◆ What needs to be done
Repeat every line of the data exactly, but not the pictures.

** Start Material provided **

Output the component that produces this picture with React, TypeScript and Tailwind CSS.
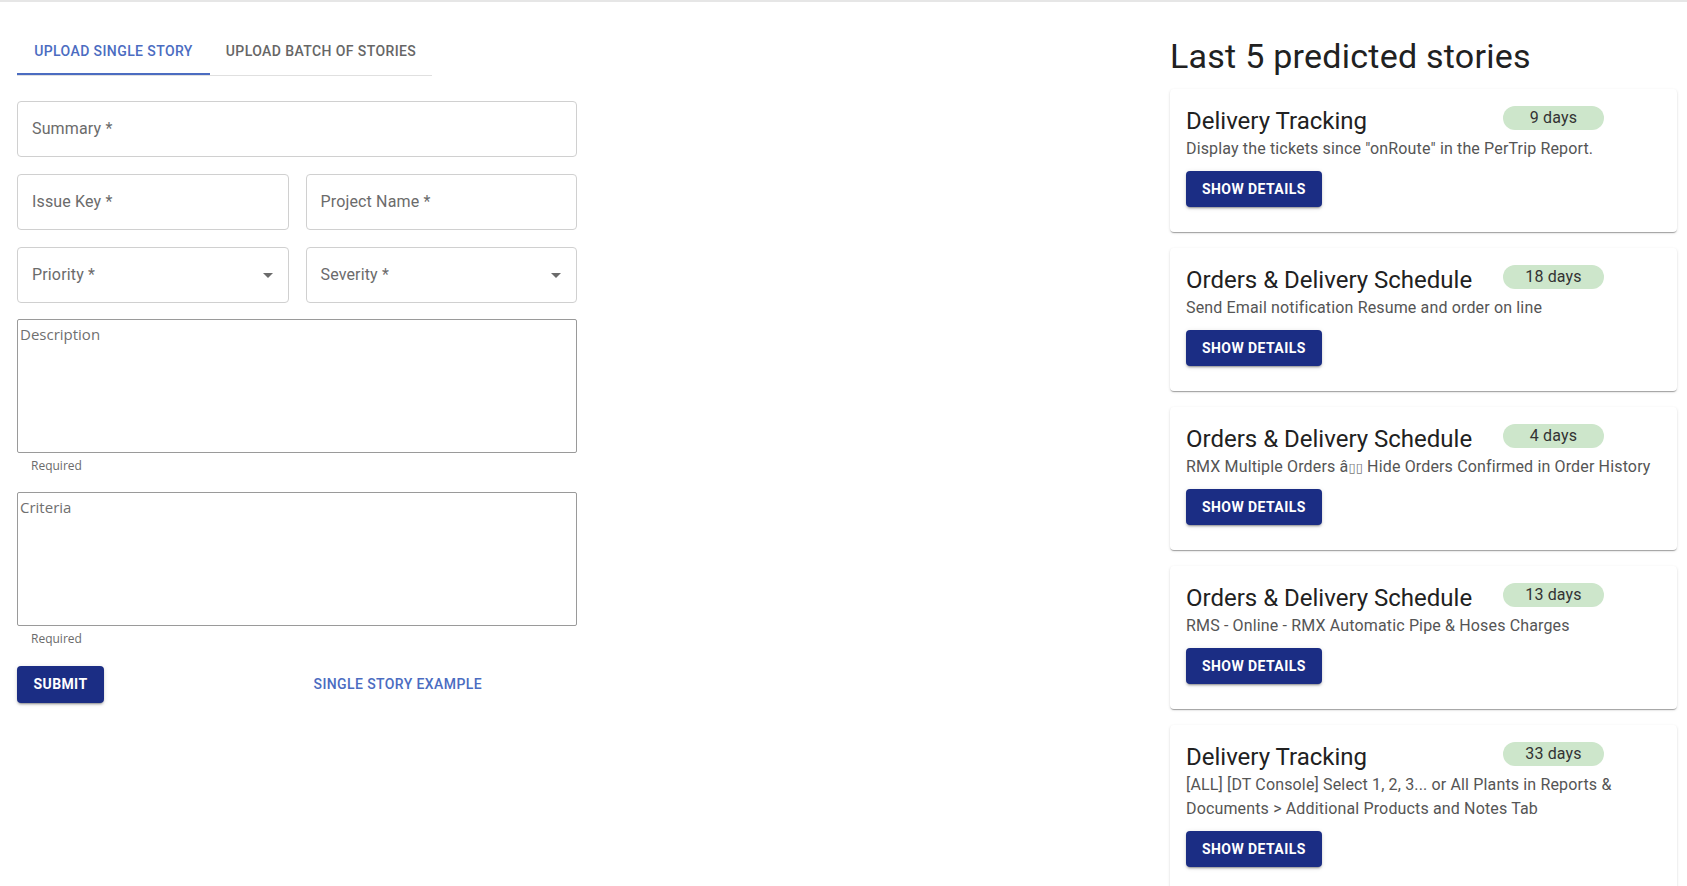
const STORIES = [
  {
    project: "Delivery Tracking",
    days: 9,
    summary: 'Display the tickets since "onRoute" in the PerTrip Report.',
  },
  {
    project: "Orders & Delivery Schedule",
    days: 18,
    summary: "Send Email notification Resume and order on line",
  },
  {
    project: "Orders & Delivery Schedule",
    days: 4,
    summary: "RMX Multiple Orders \u00e2\u25af\u25af Hide Orders Confirmed in Order History",
  },
  {
    project: "Orders & Delivery Schedule",
    days: 13,
    summary: "RMS - Online - RMX Automatic Pipe & Hoses Charges",
  },
  {
    project: "Delivery Tracking",
    days: 33,
    summary:
      "[ALL] [DT Console] Select 1, 2, 3... or All Plants in Reports & Documents > Additional Products and Notes Tab",
  },
];

const buttonShadow =
  "shadow-[0_3px_1px_-2px_rgba(0,0,0,0.2),0_2px_2px_0_rgba(0,0,0,0.14),0_1px_5px_0_rgba(0,0,0,0.12)]";

// the box glyphs stand in for a badly decoded dash, drawn like the tofu boxes
function Summary({ text }: { text: string }) {
  const parts = text.split(/(\u25af+)/);
  return (
    <>
      {parts.map((p, i) =>
        p.startsWith("\u25af") ? (
          <span
            key={i}
            className="font-['DejaVu_Sans',sans-serif] text-[13px] leading-none text-[#777]"
          >
            {p}
          </span>
        ) : (
          <span key={i}>{p}</span>
        )
      )}
    </>
  );
}

function OutlinedField({ label, select }: { label: string; select?: boolean }) {
  return (
    <div className="flex h-[56px] items-center justify-between rounded-[4px] border border-[#d0d0d0] pl-[14px] pr-[8px]">
      <span className="text-[16px] tracking-[0.15px] text-[#6b6b6b]">{label}</span>
      {select && (
        <svg viewBox="0 0 24 24" className="h-6 w-6 fill-[#6b6b6b]" aria-hidden="true">
          <path d="M7 10l5 5 5-5z" />
        </svg>
      )}
    </div>
  );
}

function AreaField({ placeholder }: { placeholder: string }) {
  return (
    <div>
      <textarea
        placeholder={placeholder}
        className="block h-[134px] w-full resize-none rounded-[2px] border border-[#9a9a9a] px-[2px] pb-[2px] pt-[4px] font-['Open_Sans',sans-serif] text-[15px] leading-[21px] outline-none placeholder:text-[#707070]"
      />
      <p className="ml-[14px] mt-[3px] font-['Open_Sans',sans-serif] text-[12px] leading-[20px] text-[#6b6b6b]">
        Required
      </p>
    </div>
  );
}

function StoryCard({ project, days, summary }: (typeof STORIES)[number]) {
  return (
    <div className="rounded-[4px] bg-white px-[16px] pb-[25px] pt-[16px] shadow-[0_2px_1px_-1px_rgba(0,0,0,0.2),0_1px_1px_0_rgba(0,0,0,0.14),0_1px_3px_0_rgba(0,0,0,0.12)]">
      <div className="grid grid-cols-[317px_101px] items-start">
        <h3 className="text-[24px] leading-[32px] text-[#212121]">{project}</h3>
        <span className="mt-[1px] h-[24px] rounded-full bg-[#cde6cb] text-center text-[16px] leading-[24px] tracking-[0.15px] text-[#333]">
          {days} days
        </span>
      </div>
      <p className="h-auto text-[16px] leading-[24px] tracking-[0.15px] text-[#555]">
        <Summary text={summary} />
      </p>
      <button
        className={`mt-[10px] h-[36px] rounded-[4px] bg-[#1b2d84] px-[16px] text-[14px] font-bold uppercase tracking-[0.03em] text-white ${buttonShadow}`}
      >
        Show details
      </button>
    </div>
  );
}

export default function App() {
  return (
    <div className="min-h-screen bg-white font-['Roboto',sans-serif]">
      <div className="h-[2px] bg-[#e6e6e6]" />
      <div className="flex">
        <div className="ml-[17px] w-[560px] pt-[25px]">
          <div className="flex w-[415px] border-b border-[#e0e0e0]">
            <button className="h-[48px] w-[193px] border-b-2 border-[#4b6cc1] pt-[2px] text-[14px] font-medium uppercase tracking-[0.4px] text-[#4b6cc1]">
              Upload single story
            </button>
            <button className="h-[48px] w-[222px] text-[14px] font-medium uppercase tracking-[0.4px] text-[#666]">
              Upload batch of stories
            </button>
          </div>

          <form className="mt-[25px] flex flex-col">
            <OutlinedField label="Summary *" />
            <div className="mt-[17px] grid grid-cols-2 gap-[17px]">
              <OutlinedField label="Issue Key *" />
              <OutlinedField label="Project Name *" />
            </div>
            <div className="mt-[17px] grid grid-cols-2 gap-[17px]">
              <OutlinedField label="Priority *" select />
              <OutlinedField label="Severity *" select />
            </div>
            <div className="mt-[16px]">
              <AreaField placeholder="Description" />
            </div>
            <div className="mt-[16px]">
              <AreaField placeholder="Criteria" />
            </div>
            <div className="mt-[17px] grid grid-cols-2 gap-[17px]">
              <div>
                <button
                  type="button"
                  className={`h-[37px] w-[87px] rounded-[4px] bg-[#1b2d84] text-[14px] font-bold uppercase tracking-[0.4px] text-white ${buttonShadow}`}
                >
                  Submit
                </button>
              </div>
              <div>
                <button
                  type="button"
                  className="h-[37px] px-[8px] text-[14px] font-medium uppercase tracking-[0.4px] text-[#4b6cc1]"
                >
                  Single story example
                </button>
              </div>
            </div>
          </form>
        </div>

        <div className="ml-auto mr-[10px] w-[507px] pt-[33px]">
          <h2 className="text-[34px] leading-[42px] tracking-[0.25px] text-[#212121]">
            Last 5 predicted stories
          </h2>
          <div className="mt-[12px] flex flex-col gap-[16px]">
            {STORIES.map((s, i) => (
              <StoryCard key={i} {...s} />
            ))}
          </div>
        </div>
      </div>
    </div>
  );
}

** End Material provided **

◆ Solved exercise
Output the component that produces this picture with React, TypeScript and Tailwind CSS.
const STORIES = [
  {
    project: "Delivery Tracking",
    days: 9,
    summary: 'Display the tickets since "onRoute" in the PerTrip Report.',
  },
  {
    project: "Orders & Delivery Schedule",
    days: 18,
    summary: "Send Email notification Resume and order on line",
  },
  {
    project: "Orders & Delivery Schedule",
    days: 4,
    summary: "RMX Multiple Orders \u00e2\u25af\u25af Hide Orders Confirmed in Order History",
  },
  {
    project: "Orders & Delivery Schedule",
    days: 13,
    summary: "RMS - Online - RMX Automatic Pipe & Hoses Charges",
  },
  {
    project: "Delivery Tracking",
    days: 33,
    summary:
      "[ALL] [DT Console] Select 1, 2, 3... or All Plants in Reports & Documents > Additional Products and Notes Tab",
  },
];

const buttonShadow =
  "shadow-[0_3px_1px_-2px_rgba(0,0,0,0.2),0_2px_2px_0_rgba(0,0,0,0.14),0_1px_5px_0_rgba(0,0,0,0.12)]";

// the box glyphs stand in for a badly decoded dash, drawn like the tofu boxes
function Summary({ text }: { text: string }) {
  const parts = text.split(/(\u25af+)/);
  return (
    <>
      {parts.map((p, i) =>
        p.startsWith("\u25af") ? (
          <span
            key={i}
            className="font-['DejaVu_Sans',sans-serif] text-[13px] leading-none text-[#777]"
          >
            {p}
          </span>
        ) : (
          <span key={i}>{p}</span>
        )
      )}
    </>
  );
}

function OutlinedField({ label, select }: { label: string; select?: boolean }) {
  return (
    <div className="flex h-[56px] items-center justify-between rounded-[4px] border border-[#d0d0d0] pl-[14px] pr-[8px]">
      <span className="text-[16px] tracking-[0.15px] text-[#6b6b6b]">{label}</span>
      {select && (
        <svg viewBox="0 0 24 24" className="h-6 w-6 fill-[#6b6b6b]" aria-hidden="true">
          <path d="M7 10l5 5 5-5z" />
        </svg>
      )}
    </div>
  );
}

function AreaField({ placeholder }: { placeholder: string }) {
  return (
    <div>
      <textarea
        placeholder={placeholder}
        className="block h-[134px] w-full resize-none rounded-[2px] border border-[#9a9a9a] px-[2px] pb-[2px] pt-[4px] font-['Open_Sans',sans-serif] text-[15px] leading-[21px] outline-none placeholder:text-[#707070]"
      />
      <p className="ml-[14px] mt-[3px] font-['Open_Sans',sans-serif] text-[12px] leading-[20px] text-[#6b6b6b]">
        Required
      </p>
    </div>
  );
}

function StoryCard({ project, days, summary }: (typeof STORIES)[number]) {
  return (
    <div className="rounded-[4px] bg-white px-[16px] pb-[25px] pt-[16px] shadow-[0_2px_1px_-1px_rgba(0,0,0,0.2),0_1px_1px_0_rgba(0,0,0,0.14),0_1px_3px_0_rgba(0,0,0,0.12)]">
      <div className="grid grid-cols-[317px_101px] items-start">
        <h3 className="text-[24px] leading-[32px] text-[#212121]">{project}</h3>
        <span className="mt-[1px] h-[24px] rounded-full bg-[#cde6cb] text-center text-[16px] leading-[24px] tracking-[0.15px] text-[#333]">
          {days} days
        </span>
      </div>
      <p className="h-auto text-[16px] leading-[24px] tracking-[0.15px] text-[#555]">
        <Summary text={summary} />
      </p>
      <button
        className={`mt-[10px] h-[36px] rounded-[4px] bg-[#1b2d84] px-[16px] text-[14px] font-bold uppercase tracking-[0.03em] text-white ${buttonShadow}`}
      >
        Show details
      </button>
    </div>
  );
}

export default function App() {
  return (
    <div className="min-h-screen bg-white font-['Roboto',sans-serif]">
      <div className="h-[2px] bg-[#e6e6e6]" />
      <div className="flex">
        <div className="ml-[17px] w-[560px] pt-[25px]">
          <div className="flex w-[415px] border-b border-[#e0e0e0]">
            <button className="h-[48px] w-[193px] border-b-2 border-[#4b6cc1] pt-[2px] text-[14px] font-medium uppercase tracking-[0.4px] text-[#4b6cc1]">
              Upload single story
            </button>
            <button className="h-[48px] w-[222px] text-[14px] font-medium uppercase tracking-[0.4px] text-[#666]">
              Upload batch of stories
            </button>
          </div>

          <form className="mt-[25px] flex flex-col">
            <OutlinedField label="Summary *" />
            <div className="mt-[17px] grid grid-cols-2 gap-[17px]">
              <OutlinedField label="Issue Key *" />
              <OutlinedField label="Project Name *" />
            </div>
            <div className="mt-[17px] grid grid-cols-2 gap-[17px]">
              <OutlinedField label="Priority *" select />
              <OutlinedField label="Severity *" select />
            </div>
            <div className="mt-[16px]">
              <AreaField placeholder="Description" />
            </div>
            <div className="mt-[16px]">
              <AreaField placeholder="Criteria" />
            </div>
            <div className="mt-[17px] grid grid-cols-2 gap-[17px]">
              <div>
                <button
                  type="button"
                  className={`h-[37px] w-[87px] rounded-[4px] bg-[#1b2d84] text-[14px] font-bold uppercase tracking-[0.4px] text-white ${buttonShadow}`}
                >
                  Submit
                </button>
              </div>
              <div>
                <button
                  type="button"
                  className="h-[37px] px-[8px] text-[14px] font-medium uppercase tracking-[0.4px] text-[#4b6cc1]"
                >
                  Single story example
                </button>
              </div>
            </div>
          </form>
        </div>

        <div className="ml-auto mr-[10px] w-[507px] pt-[33px]">
          <h2 className="text-[34px] leading-[42px] tracking-[0.25px] text-[#212121]">
            Last 5 predicted stories
          </h2>
          <div className="mt-[12px] flex flex-col gap-[16px]">
            {STORIES.map((s, i) => (
              <StoryCard key={i} {...s} />
            ))}
          </div>
        </div>
      </div>
    </div>
  );
}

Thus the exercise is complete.